I looked at Cancerno, who nodded. His glass was empty and he’d been looking at his watch.
“Mitch Corbett,” he said. “He was Gradduk’s boss on the work sites. An old-timer. Mitch is a good guy. Between his opinion and Scott’s, I actually felt good enough about hiring that son of a bitch Gradduk that I gave him a raise.”
I took a long drink, letting the cold beer soothe the anger that had risen with Cancerno’s words, then said, “Would Corbett know if Ed had a reason to be in that house the day it burned?”
Cancerno nodded. “Probably. If he’d had a legitimate reason, Mitch would’ve given it to him.”
“I’d like to talk to him, then.”
“To who? Mitch?”
“Yes.”
Cancerno smiled humorlessly. “Me, too, kid.”
I frowned at him, not getting it.
“Corbett hasn’t shown up for work in two days. And the son of a bitch won’t answer his phone, either.” Cancerno got to his feet. “Do me a favor, right? You talk to Corbett, you tell him he better give me a call within the next forty-eight hours if he wants to keep his job. I don’t have the patience for his shit on top of this deal with Gradduk.”
Cancerno said something to Draper before he walked toward the door, but I wasn’t really paying attention. I was thinking about Mitch Corbett with a sense of unease. His boss had delivered the news of his absence casually enough, as if Corbett had been known to miss a few days of work before. I didn’t like it, though. It came too close to everything with Ed.
With Cancerno gone, Draper turned to me. “Sorry about that. He came down here just ahead of you, wanted to see what I knew about Ed. He’s pretty angry about it all, and blaming me because I was the guy who sent Ed to him in the first place.”
“This guy Corbett,” I said, “you think he was pretty tight with Ed? Might know something about whatever Ed got himself into?”

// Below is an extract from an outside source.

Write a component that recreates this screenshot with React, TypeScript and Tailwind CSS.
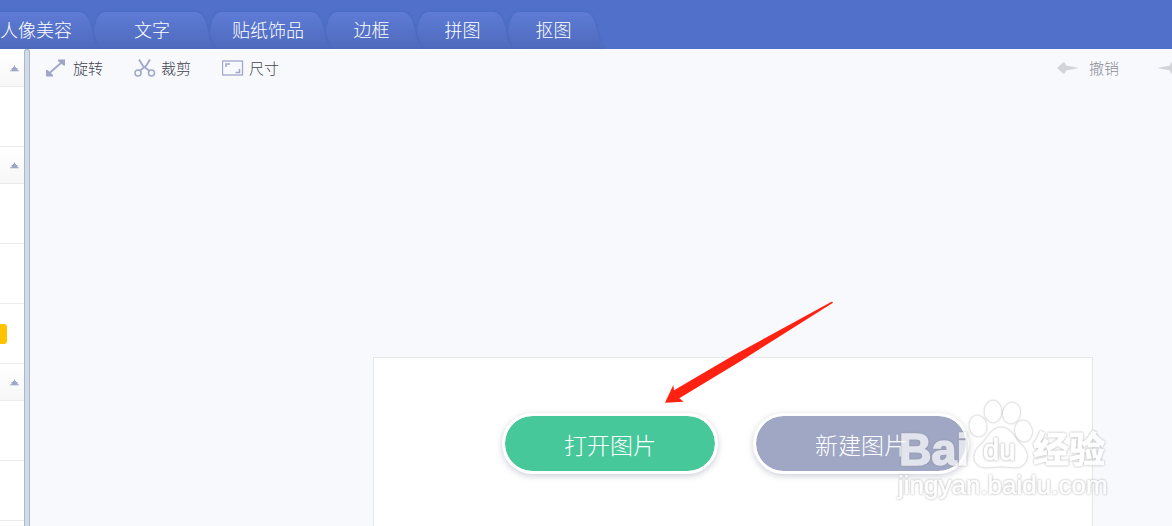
import type { ReactNode } from "react";

const tabs = [
  { label: "人像美容", width: 116, className: "w-[116px]" },
  { label: "文字", width: 116, className: "w-[116px]" },
  { label: "贴纸饰品", width: 116, className: "w-[116px]" },
  { label: "边框", width: 91, className: "w-[91px]" },
  { label: "拼图", width: 91, className: "w-[91px]" },
  { label: "抠图", width: 91, className: "w-[91px]" },
];

const sideRows = [
  "head",
  "item",
  "head",
  "item",
  "item",
  "badge",
  "head",
  "item",
  "item",
  "item",
];

function TabShape({ width: w }: { width: number }) {
  return (
    <svg
      width={w}
      height="37"
      className="absolute inset-0 -z-10 overflow-visible"
      aria-hidden="true"
    >
      <path
        d={`M9 37 C3 32 1 25 0 21 C1 12 3 0 12 0 H${w - 15} C${w - 7} 0 ${w - 4} 10 ${w - 2} 18 C${w} 28 ${w + 3} 34 ${w + 6} 37 Z`}
        fill="url(#tab-fill)"
        filter="url(#tab-shadow)"
      />
    </svg>
  );
}

function Header() {
  return (
    <header className="h-[49px] overflow-hidden bg-[#5170c9] pt-3">
      <svg width="0" height="0" className="absolute" aria-hidden="true">
        <defs>
          <linearGradient id="tab-fill" x1="0" y1="0" x2="0" y2="1">
            <stop offset="0" stopColor="#5e7bd6" />
            <stop offset="1" stopColor="#4e6abc" />
          </linearGradient>
          <filter id="tab-shadow" x="-10%" y="-20%" width="120%" height="140%">
            <feDropShadow dx="0" dy="0" stdDeviation="1.5" floodColor="#2c458f" floodOpacity="0.3" />
          </filter>
        </defs>
      </svg>
      <nav className="-ml-[22px] flex">
        {tabs.map((t) => (
          <button
            key={t.label}
            className={`relative isolate h-[37px] shrink-0 pb-1 text-center text-[18px] leading-8 text-white ${t.className}`}
          >
            <TabShape width={t.width} />
            {t.label}
          </button>
        ))}
      </nav>
    </header>
  );
}

function Sidebar() {
  return (
    <aside className="flex w-[30px] shrink-0">
      <div className="w-6 bg-white pt-px">
        {sideRows.map((kind, i) =>
          kind === "head" ? (
            <button
              key={i}
              aria-label="收起"
              className="flex h-[37px] w-full items-center justify-end border-b border-[#ebebeb] bg-linear-to-b from-white to-[#f7f7f7] pr-[5px]"
            >
              <svg width="9" height="7" viewBox="0 0 9 7" fill="#a0a6c8" aria-hidden="true">
                <path d="M4 0.500h1V2h1v1h1.500v3h-6V3H3V2h1z" />
                <path d="M0 5h9v1.500H0z" opacity="0.6" />
              </svg>
            </button>
          ) : (
            <div key={i} className="flex h-[60px] items-center border-b border-[#ebebeb]">
              {kind === "badge" && <span className="h-5 w-[7px] rounded-r-[3px] bg-[#ffc300]" />}
            </div>
          )
        )}
      </div>
      <div className="w-[6px] rounded-t-[3px] border border-b-0 border-[#a9b6cb] bg-[#d1dae6]" />
    </aside>
  );
}

function RotateIcon() {
  return (
    <svg width="22" height="18" viewBox="0 0 22 18" aria-hidden="true">
      <path d="M3 14.500L16 3" stroke="#9fa6c8" strokeWidth="1.8" />
      <path d="M12 0.500h7v6h-1.500L12 2z" fill="#9fa6c8" />
      <path d="M0 11h1.500l5.500 5V17.500H0z" fill="#9fa6c8" />
    </svg>
  );
}

function CutIcon() {
  return (
    <svg width="22" height="18" viewBox="0 0 22 18" fill="none" stroke="#9fa6c8" aria-hidden="true">
      <path d="M5 0.500L9 7L15.500 12M16 0.500L12 7L5.500 12" strokeWidth="1.8" />
      <circle cx="4" cy="14" r="3" strokeWidth="1.500" />
      <circle cx="17.500" cy="14" r="3" strokeWidth="1.500" />
    </svg>
  );
}

function SizeIcon() {
  return (
    <svg width="22" height="16" viewBox="0 0 22 16" fill="none" stroke="#9fa6c8" aria-hidden="true">
      <rect x="0.500" y="1" width="20" height="14" strokeWidth="1.3" />
      <path d="M4 7V4h4M13.500 12.500h4V9" strokeWidth="1.5" />
    </svg>
  );
}

function HistoryArrow({ flip }: { flip?: boolean }) {
  return (
    <svg
      width="22"
      height="14"
      viewBox="0 0 22 14"
      className={flip ? "shrink-0 -scale-x-100" : "shrink-0"}
      aria-hidden="true"
    >
      <path d="M0 7L6 1.500h2l1 3 8 1.500 5 1-5 1-8 1.500-1 3H6z" fill="#d2d4da" />
    </svg>
  );
}

function Tool({ icon, label }: { icon: ReactNode; label: string }) {
  return (
    <button className="flex items-center gap-[5px] text-[15px] leading-5 text-[#42444f]">
      {icon}
      {label}
    </button>
  );
}

function Toolbar() {
  return (
    <div className="flex h-[38px] items-center gap-[31px] overflow-hidden pl-4">
      <Tool icon={<RotateIcon />} label="旋转" />
      <Tool icon={<CutIcon />} label="裁剪" />
      <Tool icon={<SizeIcon />} label="尺寸" />
      <div className="ml-auto flex items-center gap-[38px]">
        <button className="flex items-center gap-[10px] text-[15px] leading-5 text-[#8e8f96]">
          <HistoryArrow />
          撤销
        </button>
        <button aria-label="重做" className="flex w-[15px] overflow-hidden">
          <HistoryArrow flip />
        </button>
      </div>
    </div>
  );
}

function Pointer() {
  return (
    <svg
      width="170"
      height="104"
      viewBox="664 301 170 104"
      className="pointer-events-none absolute -top-[57px] left-[290px]"
      aria-hidden="true"
    >
      <path
        d="M665 402.700L673.300 385L674 390.300L735 354.500L832 301.500L833 302.800L740 361.500L679.300 398.300L683.700 401.700Z"
        fill="#ff2213"
      />
    </svg>
  );
}

function Watermark() {
  return (
    <svg
      width="216"
      height="104"
      viewBox="896 398 216 104"
      className="pointer-events-none absolute top-10 -right-5 opacity-70 drop-shadow-[0_0_1px_#888888]"
      fill="#fff"
      stroke="#fff"
      aria-hidden="true"
    >
      <g fontFamily="'Liberation Sans', sans-serif">
        <text x="899" y="465" fontSize="45" fontWeight="bold" strokeWidth="1.5">Bai</text>
        <text x="898" y="494" fontSize="26" strokeWidth="0.5">jingyan.baidu.com</text>
      </g>
      <ellipse cx="978" cy="426" rx="8" ry="10" transform="rotate(-12 978 426)" />
      <ellipse cx="993" cy="411.500" rx="8" ry="10.500" />
      <ellipse cx="1011.500" cy="413" rx="8" ry="10" transform="rotate(12 1011.500 413)" />
      <ellipse cx="1023.500" cy="431" rx="8" ry="10" transform="rotate(-12 1023.500 431)" />
      <path d="M1001 428C992 428 989 437 983 443C976 449 973 456 976 462C981 470 991 466 1001 466C1011 466 1020 470 1025 462C1029 455 1025 448 1018 442C1013 436 1010 428 1001 428Z" />
      <text
        x="983"
        y="460"
        fontSize="29"
        strokeWidth="1"
        fontFamily="'Liberation Sans', sans-serif"
        className="drop-shadow-[0_0_1px_#777777]"
      >
        du
      </text>
      <text
        x="1033"
        y="463"
        fontSize="36"
        fontWeight="bold"
        strokeWidth="1"
        fontFamily="'Noto Sans CJK SC', sans-serif"
      >
        经验
      </text>
    </svg>
  );
}

function StartPanel() {
  return (
    <section className="relative mt-[270px] mr-[79px] ml-[343px] flex flex-1 items-start gap-[35px] border border-b-0 border-[#e5e6ea] bg-white pt-[55px] pl-32">
      <button className="h-[61px] w-[216px] shrink-0 rounded-full border-3 border-white bg-[#46c89a] bg-clip-padding text-[23px] leading-[54px] text-white shadow-[0_2px_6px_rgba(90,95,130,0.3)]">
        打开图片
      </button>
      <button className="h-[61px] w-[216px] shrink-0 rounded-full border-3 border-white bg-[#9fa7c5] bg-clip-padding text-[23px] leading-[54px] text-white shadow-[0_2px_6px_rgba(90,95,130,0.3)]">
        新建图片
      </button>
      <Pointer />
      <Watermark />
    </section>
  );
}

export default function App() {
  return (
    <div className="flex h-screen flex-col overflow-hidden bg-[#f8f9fd] font-['Noto_Sans_CJK_SC',sans-serif] font-light">
      <Header />
      <div className="flex min-h-0 flex-1">
        <Sidebar />
        <main className="flex min-w-0 flex-1 flex-col">
          <Toolbar />
          <StartPanel />
        </main>
      </div>
    </div>
  );
}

Draper shrugged. “Better chance Corbett will know something than anyone else I can think of.”
“And you don’t think it’s strange the guy’s missing?”
“A little early to say he’s missing, Lincoln. Dude blew off work, is all.”
I nodded, but by now I was convinced I wanted to look for Mitch Corbett. When I got up, Draper followed me to the door. “I appreciate you coming down here,” he said. “I felt bad about the way things happened out there. We were all friends, once.”
“Yes, we were.” Draper had never been as close to me as he was to Ed, but we’d spent enough time around each other growing up. I stepped onto the sidewalk and leaned back, looking up at the old brick building.